> Work to complete:
Your output is the lines from the first one to the one containing "import React from", repeated exactly, with images left out.

################

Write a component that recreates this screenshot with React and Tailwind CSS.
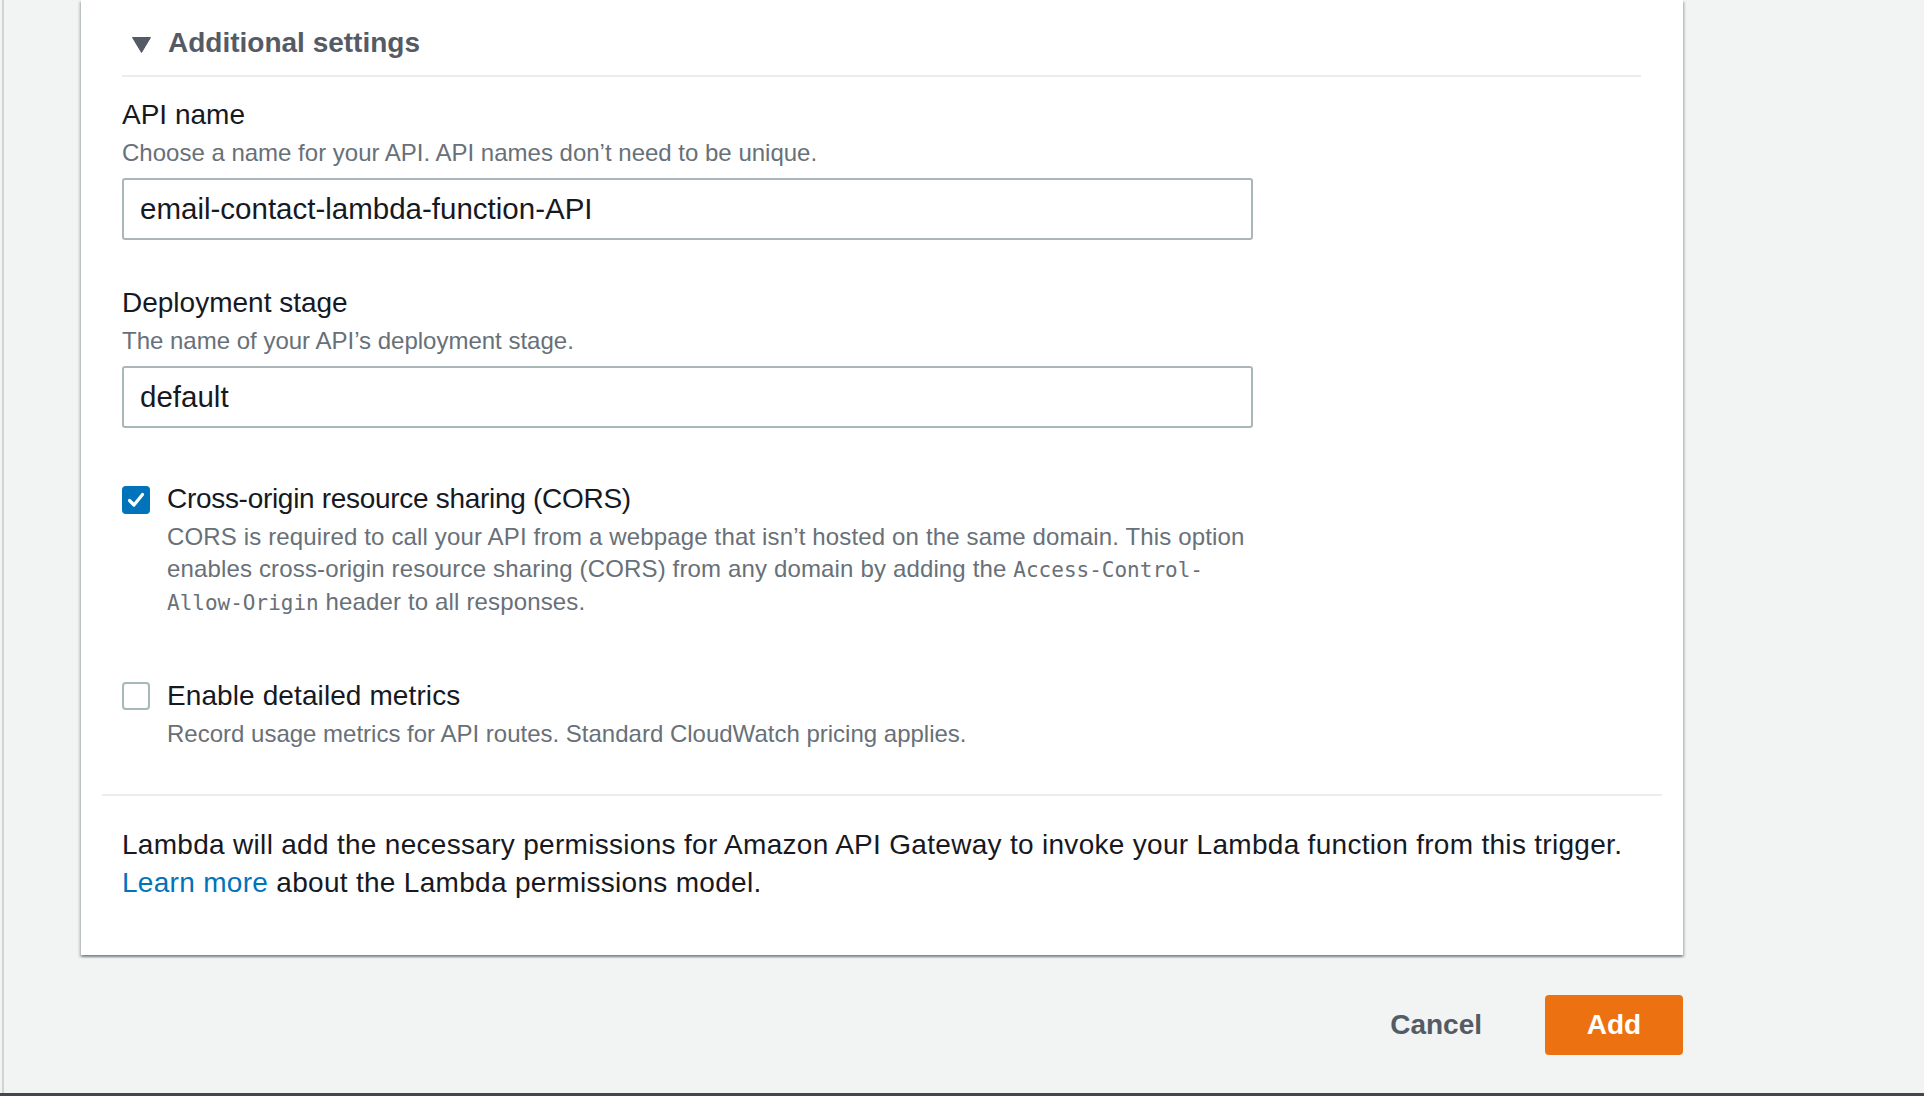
import React from "react";

function Checkbox({ checked }) {
  if (checked) {
    return (
      <div className="w-[28px] h-[28px] rounded-[4px] bg-[#0073bb] flex items-center justify-center shrink-0">
        <svg width="20" height="20" viewBox="0 0 20 20">
          <polyline
            points="3.5,10.5 8,15 16.5,4.5"
            fill="none"
            stroke="white"
            strokeWidth="3.2"
            strokeLinecap="round"
            strokeLinejoin="round"
          />
        </svg>
      </div>
    );
  }
  return (
    <div className="w-[28px] h-[28px] rounded-[4px] border-2 border-[#aab7b8] bg-white shrink-0" />
  );
}

function Field({ label, description, value, top }) {
  return (
    <div className={top}>
      <div className="text-[28px] leading-[38px] text-[#16191f]">{label}</div>
      <div className="mt-[3px] text-[24px] leading-[32px] text-[#687078]">
        {description}
      </div>
      <div className="mt-[9px] w-[1131px] h-[62px] border-2 border-[#aab7b8] rounded-[3px] bg-white pl-[16px] text-[29.5px] leading-[58px] text-[#16191f]">
        {value}
      </div>
    </div>
  );
}

export default function App() {
  return (
    <div className="font-['Liberation_Sans',Arial,sans-serif] w-full h-[1109px] bg-white overflow-hidden">
      <div className="h-[1093px] bg-[#f2f3f3] pl-[2px] overflow-hidden">
        <div className="h-full border-l-2 border-[#cfd4d4] pl-[77px]">
          <div className="w-[1602px] bg-white pl-[41px] pr-[42px] pt-[24px] pb-[53px] shadow-[0_2px_2px_0_rgba(0,28,36,0.3),2px_2px_2px_0_rgba(0,28,36,0.15),-2px_2px_2px_0_rgba(0,28,36,0.15)]">
            {/* header */}
            <div className="h-[38px] flex items-center pl-[10px]">
              <svg width="19" height="16" viewBox="0 0 19 16" className="mt-[4px]">
                <polygon points="0.5,0.5 18.5,0.5 9.5,15.5" fill="#545b64" strokeLinejoin="round" stroke="#545b64" strokeWidth="1" />
              </svg>
              <span className="ml-[17px] text-[28px] font-bold text-[#545b64]">
                Additional settings
              </span>
            </div>
            <div className="mt-[13px] h-[2px] bg-[#eaeded]" />

            <Field
              top="mt-[19px]"
              label="API name"
              description="Choose a name for your API. API names don’t need to be unique."
              value="email-contact-lambda-function-API"
            />
            <Field
              top="mt-[44px]"
              label="Deployment stage"
              description="The name of your API’s deployment stage."
              value="default"
            />

            {/* CORS */}
            <div className="mt-[52px] flex items-start">
              <div className="mt-[6px]">
                <Checkbox checked />
              </div>
              <div className="ml-[17px]">
                <div className="text-[28px] leading-[38px] tracking-[-0.3px] text-[#16191f]">
                  Cross-origin resource sharing (CORS)
                </div>
                <div className="mt-[3px] text-[24px] leading-[32px] tracking-[0.15px] text-[#687078]">
                  CORS is required to call your API from a webpage that isn’t hosted on the same domain. This option
                  <br />
                  enables cross-origin resource sharing (CORS) from any domain by adding the{" "}
                  <code className="font-['DejaVu_Sans_Mono',monospace] text-[21px] tracking-normal">Access-Control-</code>
                  <br />
                  <code className="font-['DejaVu_Sans_Mono',monospace] text-[21px] tracking-normal">Allow-Origin</code> header to all responses.
                </div>
              </div>
            </div>

            {/* metrics */}
            <div className="mt-[58px] flex items-start">
              <div className="mt-[5px]">
                <Checkbox />
              </div>
              <div className="ml-[17px]">
                <div className="text-[28px] leading-[38px] tracking-[0.1px] text-[#16191f]">
                  Enable detailed metrics
                </div>
                <div className="mt-[3px] text-[24px] leading-[32px] text-[#687078]">
                  Record usage metrics for API routes. Standard CloudWatch pricing applies.
                </div>
              </div>
            </div>

            <div className="mt-[44px] -ml-[20px] -mr-[21px] h-[2px] bg-[#eaeded]" />

            <p className="mt-[30px] text-[28px] leading-[38px] tracking-[0.3px] text-[#16191f]">
              Lambda will add the necessary permissions for Amazon API Gateway to invoke your Lambda function from this trigger.
              <br />
              <a className="text-[#0073bb]">Learn more</a> about the Lambda permissions model.
            </p>
          </div>

          <div className="w-[1602px] mt-[40px] flex justify-end items-center">
            <button className="mr-[63px] text-[28px] font-bold text-[#545b64]">Cancel</button>
            <button className="w-[138px] h-[60px] rounded-[4px] bg-[#ec7211] text-[28px] font-bold text-white">
              Add
            </button>
          </div>
        </div>
      </div>
      <div className="h-[3px] bg-[#414750]" />
    </div>
  );
}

################

> Solved problem:
Write a component that recreates this screenshot with React and Tailwind CSS.
import React from "react";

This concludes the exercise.